§ **PROBLEM TO SOLVE**
Report each line of the data that includes the word "this".

§ **EXTRACTED ENTRIES**
=-=-=

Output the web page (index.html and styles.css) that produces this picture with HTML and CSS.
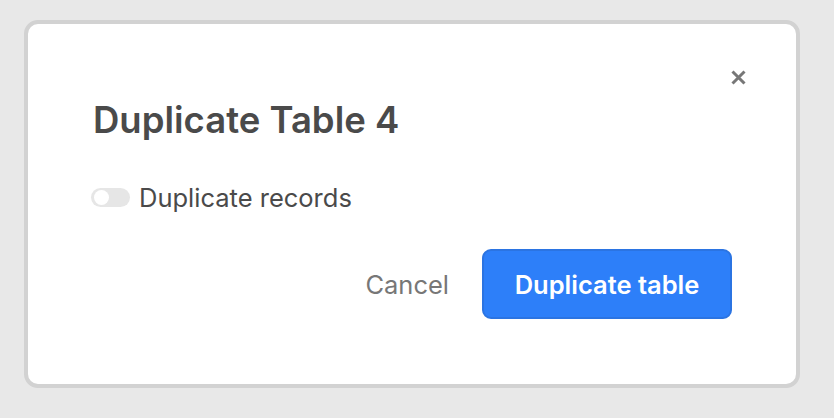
FILE: index.html
```html
<!DOCTYPE html>
<html>
<head>
<meta charset="utf-8">
<link rel="stylesheet" href="styles.css">
</head>
<body>
<div class="dialog">
  <div class="top">
    <button class="close" aria-label="Close">
      <svg width="15" height="15" viewBox="0 0 15 15"><path d="M1.5 1.5 L13.5 13.5 M13.5 1.5 L1.5 13.5" stroke="#777" stroke-width="3" stroke-linecap="butt"/></svg>
    </button>
  </div>
  <h1 class="title">Duplicate Table 4</h1>
  <label class="option">
    <span class="toggle"><span class="knob"></span></span>
    <span class="option-text">Duplicate records</span>
  </label>
  <div class="actions">
    <button class="cancel">Cancel</button>
    <button class="primary">Duplicate table</button>
  </div>
</div>
</body>
</html>
```
FILE: styles.css
```css
html, body {
  margin: 0;
  padding: 0;
  background: #e8e8e8;
}
body {
  padding: 20px 34px 30px 24px;
  font-family: Inter, "Liberation Sans", sans-serif;
  color: #4a4a4a;
}
.dialog {
  box-sizing: border-box;
  width: 776px;
  height: 368px;
  background: #fff;
  border: 4px solid #d2d2d2;
  border-radius: 14px;
  padding: 0 64px 0 65px;
  display: flex;
  flex-direction: column;
}
.top {
  display: flex;
  justify-content: flex-end;
  padding-top: 46px;
  height: 15px;
}
.close {
  border: 0;
  background: none;
  padding: 0;
  width: 15px;
  height: 15px;
  margin-right: -14px;
  display: block;
  cursor: pointer;
}
.close svg { display: block; }
.title {
  margin: 15px 0 0 0;
  font-size: 36.5px;
  line-height: 40px;
  font-weight: 600;
  color: #4a4a4a;
}
.option {
  display: flex;
  align-items: center;
  margin-top: 42px;
  height: 30px;
}
.toggle {
  box-sizing: border-box;
  width: 39px;
  height: 19px;
  border-radius: 10px;
  background: #e6e6e6;
  padding: 2px 3px;
  display: flex;
  align-items: center;
  margin-left: -2px;
  margin-right: 9px;
}
.knob {
  flex: 0 0 15px;
  width: 15px;
  height: 15px;
  border-radius: 50%;
  background: #fff;
}
.option-text {
  font-size: 25.5px;
  color: #4a4a4a;
}
.actions {
  display: flex;
  justify-content: flex-end;
  align-items: center;
  gap: 33px;
  margin-top: 37px;
}
.cancel {
  border: 0;
  background: none;
  font-family: inherit;
  font-size: 25.5px;
  color: #777;
  padding: 0;
}
.primary {
  box-sizing: border-box;
  width: 250px;
  height: 70px;
  border-radius: 9px;
  background: #2d7ff9;
  border: 2px solid #2b74e2;
  color: #fff;
  font-family: inherit;
  font-size: 25.5px;
  font-weight: 600;
  padding: 0;
}
```
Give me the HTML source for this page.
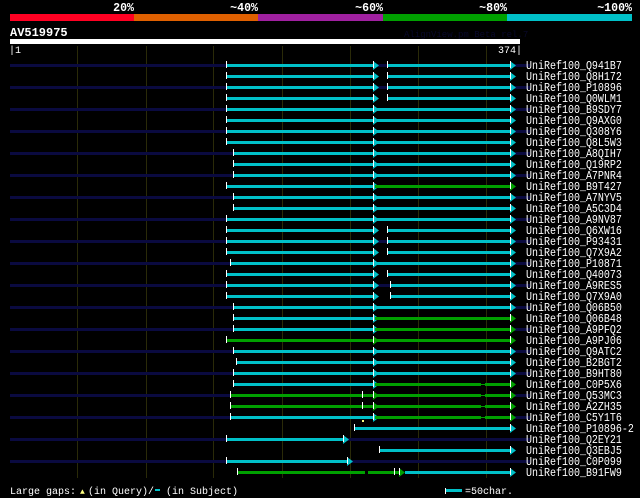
<!DOCTYPE html>
<html><head><meta charset="utf-8"><style>
html,body{margin:0;padding:0;background:#000;width:640px;height:498px;overflow:hidden}
svg{display:block}
text{font-family:"Liberation Mono","DejaVu Sans Mono",monospace;fill:#fff;font-size:10px}
</style></head><body>
<svg id="s" width="640" height="498" xmlns="http://www.w3.org/2000/svg">
<rect width="640" height="498" fill="#000"/>
<g font-weight="bold" text-anchor="end" style="font-size:11.6px">
<text x="134" y="11" style="font-size:11.6px">20%</text>
<text x="258" y="11" style="font-size:11.6px">~40%</text>
<text x="383" y="11" style="font-size:11.6px">~60%</text>
<text x="507" y="11" style="font-size:11.6px">~80%</text>
<text x="632" y="11" style="font-size:11.6px">~100%</text>
</g>
<rect x="10" y="14" width="124" height="7" fill="#ff0022"/>
<rect x="134" y="14" width="124" height="7" fill="#e06000"/>
<rect x="258" y="14" width="125" height="7" fill="#a020a0"/>
<rect x="383" y="14" width="124" height="7" fill="#00a000"/>
<rect x="507" y="14" width="125" height="7" fill="#00c0c8"/>
<text x="10" y="36" font-weight="bold" style="font-size:12px">AV519975</text>
<text x="404" y="37" style="fill:#08082a;font-size:9px">AlignView.pm Beta rel.7</text>
<rect x="10" y="39" width="510" height="5" fill="#fff"/>
<text x="9" y="53">|1</text>
<text x="522" y="53" text-anchor="end">374|</text>
<g id="g"></g>
<g id="lab"></g>
<text x="10" y="494">Large gaps:</text>
<text x="80" y="494" style="fill:#ffff80;font-size:8px">▲</text>
<text x="88" y="494">(in Query)/</text>
<rect x="155" y="489" width="5" height="2" fill="#00c0c8"/>
<text x="166" y="494">(in Subject)</text>
<rect x="445" y="488" width="1" height="6" fill="#fff"/>
<rect x="446" y="489" width="16" height="3" fill="#00c0c8"/>
<text x="465" y="494">=50char.</text>
</svg>
<script>
var C="#00c0c8",G="#00a000",N="#0a0a40";
var names=["Q941B7","Q8H172","P10896","Q0WLM1","B9SDY7","Q9AXG0","Q308Y6","Q8L5W3","A8QIH7","Q19RP2","A7PNR4","B9T427","A7NYV5","A5C3D4","A9NV87","Q6XW16","P93431","Q7X9A2","P10871","Q40073","A9RES5","Q7X9A0","Q06B50","Q06B48","A9PFQ2","A9PJ06","Q9ATC2","B2BGT2","B9HT80","C0P5X6","Q53MC3","A2ZH35","C5Y1T6","P10896-2","Q2EY21","Q3EBJ5","C0P099","B91FW9"];
var R=[[226,C,387,C],[226,C,387,C],[226,C,387,C],[226,C,387,C],[226,C,375,C],[226,C,375,C],[226,C,375,C],[226,C,375,C],[233,C,375,C],[233,C,375,C],[233,C,375,C],[226,C,375,G],[233,C,375,C],[233,C,375,C],[226,C,375,C],[226,C,387,C],[226,C,387,C],[226,C,387,C],[230,C,375,C],[226,C,387,C],[226,C,390,C],[226,C,390,C],[233,C,375,C],[233,C,375,G],[233,C,375,G],[226,G,375,G],[233,C,375,C],[236,C,375,C],[233,C,375,C],[233,C,375,G],[230,G,375,G],[230,G,375,G],[230,C,375,G]];
var h="",l="";
function line(x1,x2,y,c){h+='<rect x="'+x1+'" y="'+(y-1)+'" width="'+(x2-x1)+'" height="3" fill="'+c+'"/>';}
function arrow(x,y,c){h+='<polygon points="'+x+','+(y-4)+' '+(x+6)+','+(y+0.5)+' '+x+','+(y+5)+'" fill="'+c+'"/><rect x="'+x+'" y="'+(y-4)+'" width="1" height="7" fill="#fff"/>';}
function tick(x,y){h+='<rect x="'+x+'" y="'+(y-4)+'" width="1" height="7" fill="#fff"/>';}
function navy(i,y){if(i%2==0)h+='<rect x="10" y="'+(y-1)+'" width="520" height="3" fill="'+N+'"/>';}
[77,146,213,282,350,418,486].forEach(function(x){h+='<rect x="'+x+'" y="46" width="1" height="432" fill="#2a2a08"/>';});
for(var i=0;i<38;i++){var y=65+11*i;
 l+='<text x="526" y="'+(y+4)+'" transform="translate(0,'+(y+4)+') scale(1,1.15) translate(0,'+(-(y+4))+')">UniRef100_'+names[i]+'</text>';
 navy(i,y);
 if(i<33){var r=R[i];
  line(r[0],373,y,r[1]);tick(r[0],y);arrow(373,y,r[1]);
  line(r[2],510,y,r[3]);if(r[2]>378)tick(r[2],y);arrow(510,y,r[3]);
  if(i>=29&&i<=32){h+='<rect x="481" y="'+(y-1)+'" width="4" height="3" fill="#000"/><rect x="481" y="'+y+'" width="4" height="1" fill="'+G+'"/>';}
 }
}
var y;
y=65+11*33;line(354,510,y,C);tick(354,y);arrow(510,y,C);
y=65+11*34;line(226,343,y,C);tick(226,y);arrow(343,y,C);
y=65+11*35;line(379,510,y,C);tick(379,y);arrow(510,y,C);
y=65+11*36;line(226,347,y,C);tick(226,y);arrow(347,y,C);
y=65+11*37;line(237,365,y,G);line(368,400,y,G);tick(237,y);tick(394,y);arrow(399,y,G);line(405,510,y,C);arrow(510,y,C);
y=65+11*30;h+='<rect x="362" y="'+(y-4)+'" width="1" height="7" fill="#fff"/>';
y=65+11*31;h+='<rect x="362" y="'+(y-4)+'" width="1" height="7" fill="#fff"/>';
y=65+11*32;h+='<rect x="362" y="'+(y+3)+'" width="2" height="2" fill="#ffff80"/>';
document.getElementById("g").innerHTML=h;
document.getElementById("lab").innerHTML=l;
</script>
</body></html>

=-=-=

§ **ANSWER FOR THE TASK**
Output the web page (index.html and styles.css) that produces this picture with HTML and CSS.
Give me the HTML source for this page.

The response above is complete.